Pediatric Procedural Sedation is Safe for Emergency Department Procedures without Fasting

The American College of Physicians (ACEP) has previously published guidelines in October 2013 about Procedural Sedation and Analgesia. In these guidelines, they provided Level B recommendations that state, “Do not delay procedural sedation in adults or pediatrics in the ED based on fasting time.  Preprocedural fasting for any duration has not demonstrated a reduction in the risk of emesis or aspiration when administering procedural sedation and analgesia.”1 Based on these guidelines, emergency physicians and hospitalists have felt safe performing bedside procedures in adults using moderate-deep procedural sedation without waiting any prespecified period of pre-procedural fasting. Clinicians have always been more hesitant sedating children who are undergoing similar procedures.

A new retrospective cohort study from the University of Tennessee confirms that preprocedural fasting prior to moderate-deep procedural sedation in children does not reduce adverse outcomes and dramatically increases the ED length of stay.  The investigators analyzed 2674 patients admitted to the University of Tennessee ED with orthopedic injuries and categorized the patients into three groups: Group 1 had already met the American Society of Anesthesiologists (ASA) fasting guidelines on ED presentation (25%); Group II underwent procedural sedation not within the ASA guidelines (21%); Group III fasted in the ED until they me the ASA fasting guidelines prior to procedural sedation (54%). The orthopedic procedures that were performed included extremity fracture reductions, joint dislocation reductions, digit repairs, arthrocentesis and casting procedures.

The sedation used included ketamine alone, ketamine + propofol (ketofol), propofol alone, or etomidate. Each group had a similar number of adverse events with emesis and transient hypoxia as the most common adverse events. All episodes of hypoxia were effectively managed with stimulation and jaw thrust maneuvers. There were no episodes of aspiration or need for positive pressure ventilation.

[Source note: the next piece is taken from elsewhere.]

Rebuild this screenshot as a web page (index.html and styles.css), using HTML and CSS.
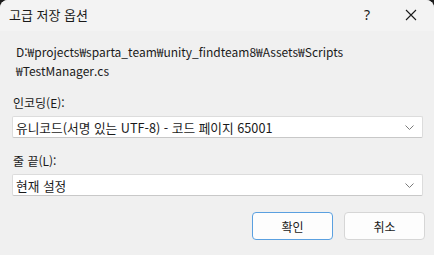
FILE: index.html
```html
<!DOCTYPE html>
<html lang="ko">
<head>
<meta charset="utf-8">
<link rel="stylesheet" href="styles.css">
</head>
<body>
<div class="window">
  <div class="titlebar">
    <span class="title">고급 저장 옵션</span>
    <span class="help">?</span>
    <span class="close">
      <svg width="12" height="12" viewBox="0 0 12 12"><path d="M1 1 L11 11 M11 1 L1 11" stroke="#1a1a1a" stroke-width="1.1" fill="none"/></svg>
    </span>
  </div>
  <div class="content">
    <p class="path">D:₩projects₩sparta_team₩unity_findteam8₩Assets₩Scripts<br>₩TestManager.cs</p>
    <div class="field">
      <div class="label">인코딩(E):</div>
      <div class="select"><span>유니코드(서명 있는 UTF-8) - 코드 페이지 65001</span>
        <svg class="chev" width="9" height="5" viewBox="0 0 9 5"><path d="M0.5 0.5 L4.5 4.5 L8.5 0.5" stroke="#7a7a7a" stroke-width="1" fill="none"/></svg>
      </div>
    </div>
    <div class="field">
      <div class="label">줄 끝(L):</div>
      <div class="select"><span>현재 설정</span>
        <svg class="chev" width="9" height="5" viewBox="0 0 9 5"><path d="M0.5 0.5 L4.5 4.5 L8.5 0.5" stroke="#7a7a7a" stroke-width="1" fill="none"/></svg>
      </div>
    </div>
    <div class="buttons">
      <button class="btn primary">확인</button>
      <button class="btn">취소</button>
    </div>
  </div>
</div>
</body>
</html>
```
FILE: styles.css
```css
html, body {
  margin: 0;
  padding: 0;
  background: #1c1c1c;
}
body {
  width: 434px;
  height: 255px;
  overflow: hidden;
  font-family: "Noto Sans", "Noto Sans CJK KR", sans-serif;
  font-size: 12px;
  color: #1a1a1a;
}
.window {
  height: 255px;
  background: #f0f0f0;
  border-radius: 8px 8px 0 0;
  overflow: hidden;
  display: flex;
  flex-direction: column;
}
.titlebar {
  height: 31px;
  background: #f3f3f3;
  display: flex;
  align-items: center;
  padding-left: 9px;
}
.title {
  flex: 1;
  font-size: 13px;
  font-family: "Noto Sans CJK KR", sans-serif;
  padding-bottom: 2px;
}
.help {
  width: 46px;
  text-align: center;
  font-size: 14px;
  padding-bottom: 2px;
  margin-right: -2px;
}
.close {
  width: 46px;
  display: flex;
  justify-content: center;
  padding-bottom: 2px;
}
.content {
  padding: 11px 11px 0 12px;
  display: flex;
  flex-direction: column;
}
.path {
  margin: 0 0 0 4px;
  line-height: 19px;
  font-family: "Noto Sans CJK KR", sans-serif;
}
.field {
  margin-top: 15px;
}
.field + .field {
  margin-top: 15px;
}
.label {
  margin-left: 1px;
  line-height: 16px;
  font-family: "Noto Sans CJK KR", sans-serif;
  margin-bottom: 5px;
}
.select {
  height: 20px;
  background: #ffffff;
  border: 1px solid #dcdcdc;
  border-bottom-color: #c8c8c8;
  border-radius: 2px;
  display: flex;
  align-items: center;
  justify-content: space-between;
  padding: 0 8px 0 3px;
  font-family: "Noto Sans CJK KR", sans-serif;
  font-size: 12.7px;
}
.chev {
  display: block;
}
.buttons {
  display: flex;
  justify-content: flex-end;
  gap: 11px;
  margin-top: 16px;
  margin-right: -2px;
}
.btn {
  width: 81px;
  height: 28px;
  background: #fdfdfd;
  border: 1px solid #d6d6d6;
  border-radius: 4px;
  font-family: "Noto Sans CJK KR", sans-serif;
  font-size: 12px;
  color: #1a1a1a;
  padding: 0;
}
.btn.primary {
  border: 1px solid #5aa0e0;
}
```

The most important difference between the groups is that Group III (the group that fasted in the ED) had an average length of stay about 1.5 hours longer than the other two groups. This is obviously significant in a busy ED. In summary, this study confirmed the recommendations by ACEP that procedural sedation can be safely performed in both adults and children without any specified preprocedural fasting.

Reference:

  1. Godwin SA et al. Clinical Policy: procedural sedation and analgesia in the emergency department. Ann Emer Med. 2014; 63: 247-258
  2. Stewart RJ et al. Hunger Games: Impact of Fasting Guidelines for Orthopedic Procedural Sedation in the Pediatric Emergency Department. J Emer Med. 2021; 60 (4): 436-443.